= Problem requirements =
Which lines hold the word "index"? Copy each one.

= Information shown =
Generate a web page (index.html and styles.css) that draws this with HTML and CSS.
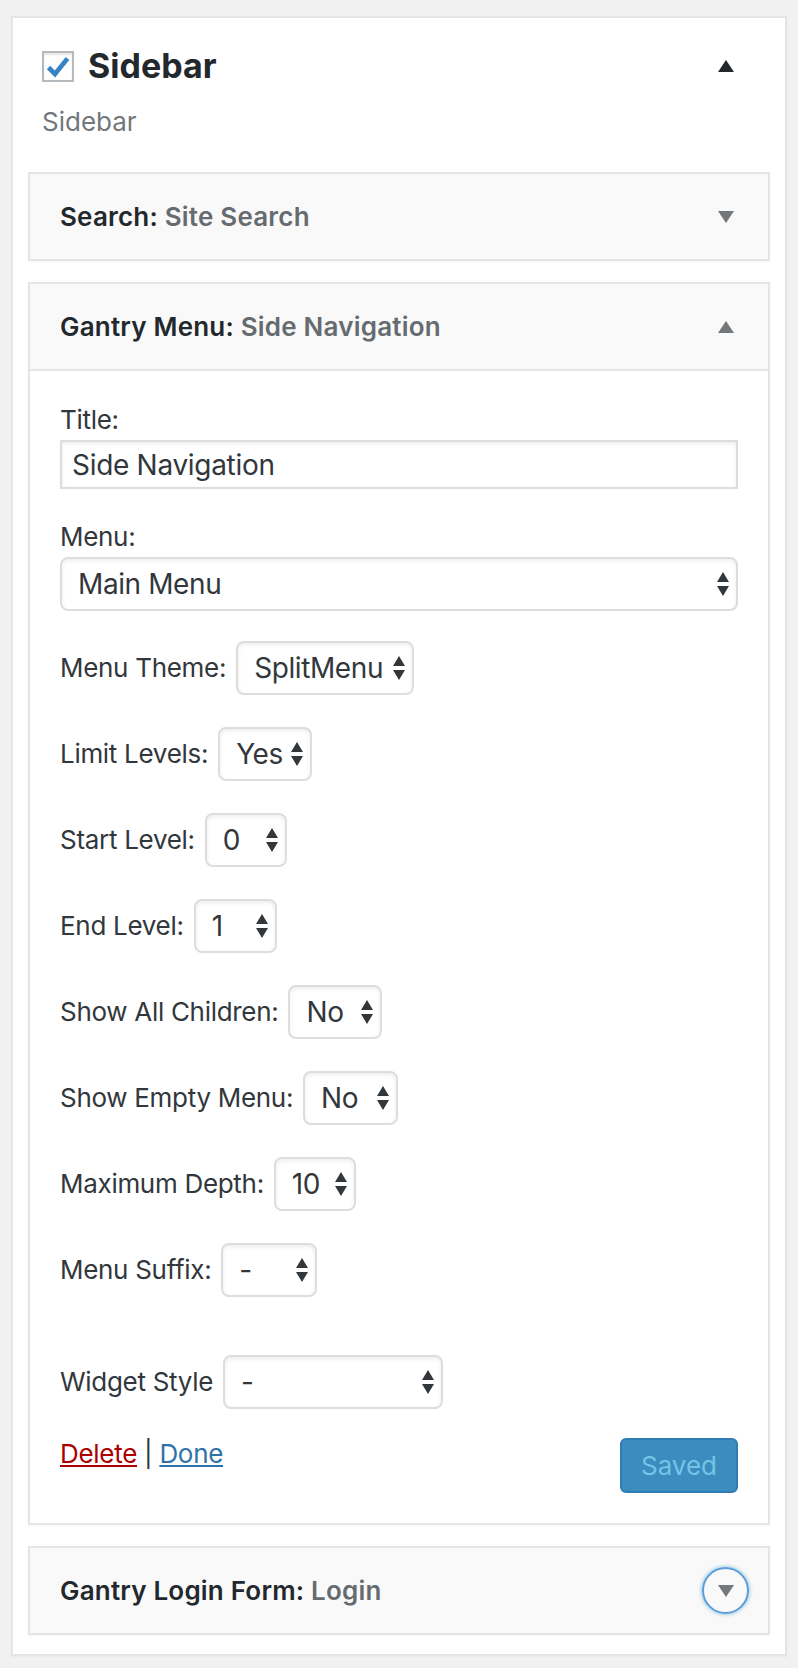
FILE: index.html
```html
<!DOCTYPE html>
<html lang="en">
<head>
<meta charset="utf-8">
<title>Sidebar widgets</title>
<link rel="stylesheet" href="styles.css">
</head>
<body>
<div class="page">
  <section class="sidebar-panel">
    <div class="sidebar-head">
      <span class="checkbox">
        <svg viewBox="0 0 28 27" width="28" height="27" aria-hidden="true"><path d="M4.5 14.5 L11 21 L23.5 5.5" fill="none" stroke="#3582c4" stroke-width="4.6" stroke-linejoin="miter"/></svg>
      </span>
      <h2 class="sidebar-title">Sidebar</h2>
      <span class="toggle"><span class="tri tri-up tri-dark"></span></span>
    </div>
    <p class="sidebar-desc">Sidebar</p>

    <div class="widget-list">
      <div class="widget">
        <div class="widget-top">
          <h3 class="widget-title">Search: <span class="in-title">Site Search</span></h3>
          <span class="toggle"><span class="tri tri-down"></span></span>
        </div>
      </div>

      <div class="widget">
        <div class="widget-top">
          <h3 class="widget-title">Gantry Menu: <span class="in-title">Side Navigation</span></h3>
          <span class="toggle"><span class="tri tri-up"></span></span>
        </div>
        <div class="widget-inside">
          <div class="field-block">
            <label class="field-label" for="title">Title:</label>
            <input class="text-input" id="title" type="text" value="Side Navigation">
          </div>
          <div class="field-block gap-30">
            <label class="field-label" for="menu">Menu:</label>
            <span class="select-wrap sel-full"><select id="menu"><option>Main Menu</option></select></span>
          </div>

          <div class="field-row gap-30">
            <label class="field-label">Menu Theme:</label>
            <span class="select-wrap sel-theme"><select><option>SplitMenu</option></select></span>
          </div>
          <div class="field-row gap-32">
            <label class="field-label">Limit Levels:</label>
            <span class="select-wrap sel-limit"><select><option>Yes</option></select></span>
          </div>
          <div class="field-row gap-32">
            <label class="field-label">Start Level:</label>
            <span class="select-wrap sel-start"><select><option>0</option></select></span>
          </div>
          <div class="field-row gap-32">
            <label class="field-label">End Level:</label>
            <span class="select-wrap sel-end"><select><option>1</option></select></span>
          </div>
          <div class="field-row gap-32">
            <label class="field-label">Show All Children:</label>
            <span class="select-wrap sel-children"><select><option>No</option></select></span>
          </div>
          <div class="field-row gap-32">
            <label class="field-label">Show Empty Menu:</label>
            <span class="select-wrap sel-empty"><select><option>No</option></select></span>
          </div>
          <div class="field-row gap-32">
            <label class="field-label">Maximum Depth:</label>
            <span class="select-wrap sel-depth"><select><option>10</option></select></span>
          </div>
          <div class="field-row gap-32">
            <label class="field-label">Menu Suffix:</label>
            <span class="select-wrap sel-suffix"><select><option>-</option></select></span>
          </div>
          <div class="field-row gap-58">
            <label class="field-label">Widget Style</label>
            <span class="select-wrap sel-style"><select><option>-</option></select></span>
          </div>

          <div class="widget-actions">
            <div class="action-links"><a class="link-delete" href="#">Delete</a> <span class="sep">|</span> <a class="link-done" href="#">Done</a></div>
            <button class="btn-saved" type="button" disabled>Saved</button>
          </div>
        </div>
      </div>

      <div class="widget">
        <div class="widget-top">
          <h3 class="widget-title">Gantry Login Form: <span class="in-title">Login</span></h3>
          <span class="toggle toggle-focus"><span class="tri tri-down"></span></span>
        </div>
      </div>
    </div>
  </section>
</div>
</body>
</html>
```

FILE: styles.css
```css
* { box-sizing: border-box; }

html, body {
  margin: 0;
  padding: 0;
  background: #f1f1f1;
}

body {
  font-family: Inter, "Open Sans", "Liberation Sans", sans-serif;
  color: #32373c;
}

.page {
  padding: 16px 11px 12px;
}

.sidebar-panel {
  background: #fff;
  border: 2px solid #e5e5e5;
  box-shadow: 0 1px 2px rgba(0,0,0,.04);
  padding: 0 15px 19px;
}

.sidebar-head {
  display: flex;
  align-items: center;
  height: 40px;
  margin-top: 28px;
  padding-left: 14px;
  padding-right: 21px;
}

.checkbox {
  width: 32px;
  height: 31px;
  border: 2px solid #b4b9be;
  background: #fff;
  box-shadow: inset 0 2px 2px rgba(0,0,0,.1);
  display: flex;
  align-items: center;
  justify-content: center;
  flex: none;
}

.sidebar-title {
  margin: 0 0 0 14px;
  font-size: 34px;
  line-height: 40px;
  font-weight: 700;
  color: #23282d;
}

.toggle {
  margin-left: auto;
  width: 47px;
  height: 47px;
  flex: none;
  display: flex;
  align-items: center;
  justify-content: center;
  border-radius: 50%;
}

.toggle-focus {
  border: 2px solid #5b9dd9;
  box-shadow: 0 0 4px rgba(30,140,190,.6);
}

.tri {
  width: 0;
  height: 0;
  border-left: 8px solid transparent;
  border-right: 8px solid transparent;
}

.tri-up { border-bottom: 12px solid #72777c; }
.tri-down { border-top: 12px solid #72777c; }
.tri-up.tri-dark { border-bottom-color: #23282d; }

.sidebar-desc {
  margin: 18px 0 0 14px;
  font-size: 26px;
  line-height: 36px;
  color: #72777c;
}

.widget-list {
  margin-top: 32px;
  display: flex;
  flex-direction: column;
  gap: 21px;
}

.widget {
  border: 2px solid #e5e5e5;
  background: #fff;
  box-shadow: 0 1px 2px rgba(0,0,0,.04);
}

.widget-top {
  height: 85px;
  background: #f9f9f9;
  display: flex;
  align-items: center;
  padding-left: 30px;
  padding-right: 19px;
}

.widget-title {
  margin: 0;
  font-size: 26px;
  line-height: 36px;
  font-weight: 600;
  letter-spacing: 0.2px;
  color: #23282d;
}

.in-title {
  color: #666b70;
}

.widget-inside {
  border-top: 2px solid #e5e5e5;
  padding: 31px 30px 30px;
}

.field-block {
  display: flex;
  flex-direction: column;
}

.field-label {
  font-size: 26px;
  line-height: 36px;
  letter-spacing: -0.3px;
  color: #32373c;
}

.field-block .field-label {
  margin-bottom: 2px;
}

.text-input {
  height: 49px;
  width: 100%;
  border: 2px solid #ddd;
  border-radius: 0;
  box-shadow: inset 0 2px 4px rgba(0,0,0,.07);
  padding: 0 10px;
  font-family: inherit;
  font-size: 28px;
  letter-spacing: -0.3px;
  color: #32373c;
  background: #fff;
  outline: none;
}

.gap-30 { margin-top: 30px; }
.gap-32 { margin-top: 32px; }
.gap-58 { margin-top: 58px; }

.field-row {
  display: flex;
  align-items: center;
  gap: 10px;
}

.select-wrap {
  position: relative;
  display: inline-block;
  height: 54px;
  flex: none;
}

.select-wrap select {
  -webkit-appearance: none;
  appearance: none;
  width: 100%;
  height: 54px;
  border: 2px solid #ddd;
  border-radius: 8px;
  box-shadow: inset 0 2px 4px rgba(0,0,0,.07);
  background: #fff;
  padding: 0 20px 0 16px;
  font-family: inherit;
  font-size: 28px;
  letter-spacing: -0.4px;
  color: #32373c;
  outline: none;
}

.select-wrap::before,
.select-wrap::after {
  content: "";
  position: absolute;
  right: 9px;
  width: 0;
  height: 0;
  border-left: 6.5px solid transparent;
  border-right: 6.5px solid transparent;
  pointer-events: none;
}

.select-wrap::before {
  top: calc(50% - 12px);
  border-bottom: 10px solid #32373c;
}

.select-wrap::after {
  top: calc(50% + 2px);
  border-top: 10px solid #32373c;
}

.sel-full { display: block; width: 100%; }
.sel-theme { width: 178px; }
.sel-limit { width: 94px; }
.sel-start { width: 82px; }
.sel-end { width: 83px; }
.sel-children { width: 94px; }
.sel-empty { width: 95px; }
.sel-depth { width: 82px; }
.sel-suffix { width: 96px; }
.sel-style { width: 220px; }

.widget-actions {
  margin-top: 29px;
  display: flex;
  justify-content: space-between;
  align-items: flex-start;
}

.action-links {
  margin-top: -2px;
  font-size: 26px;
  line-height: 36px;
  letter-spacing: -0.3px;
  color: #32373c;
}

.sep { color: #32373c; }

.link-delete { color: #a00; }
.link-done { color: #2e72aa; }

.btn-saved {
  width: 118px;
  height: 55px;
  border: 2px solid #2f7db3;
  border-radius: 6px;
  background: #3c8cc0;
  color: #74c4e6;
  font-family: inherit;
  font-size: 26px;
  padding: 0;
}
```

= Written solution =
Generate a web page (index.html and styles.css) that draws this with HTML and CSS.
FILE: index.html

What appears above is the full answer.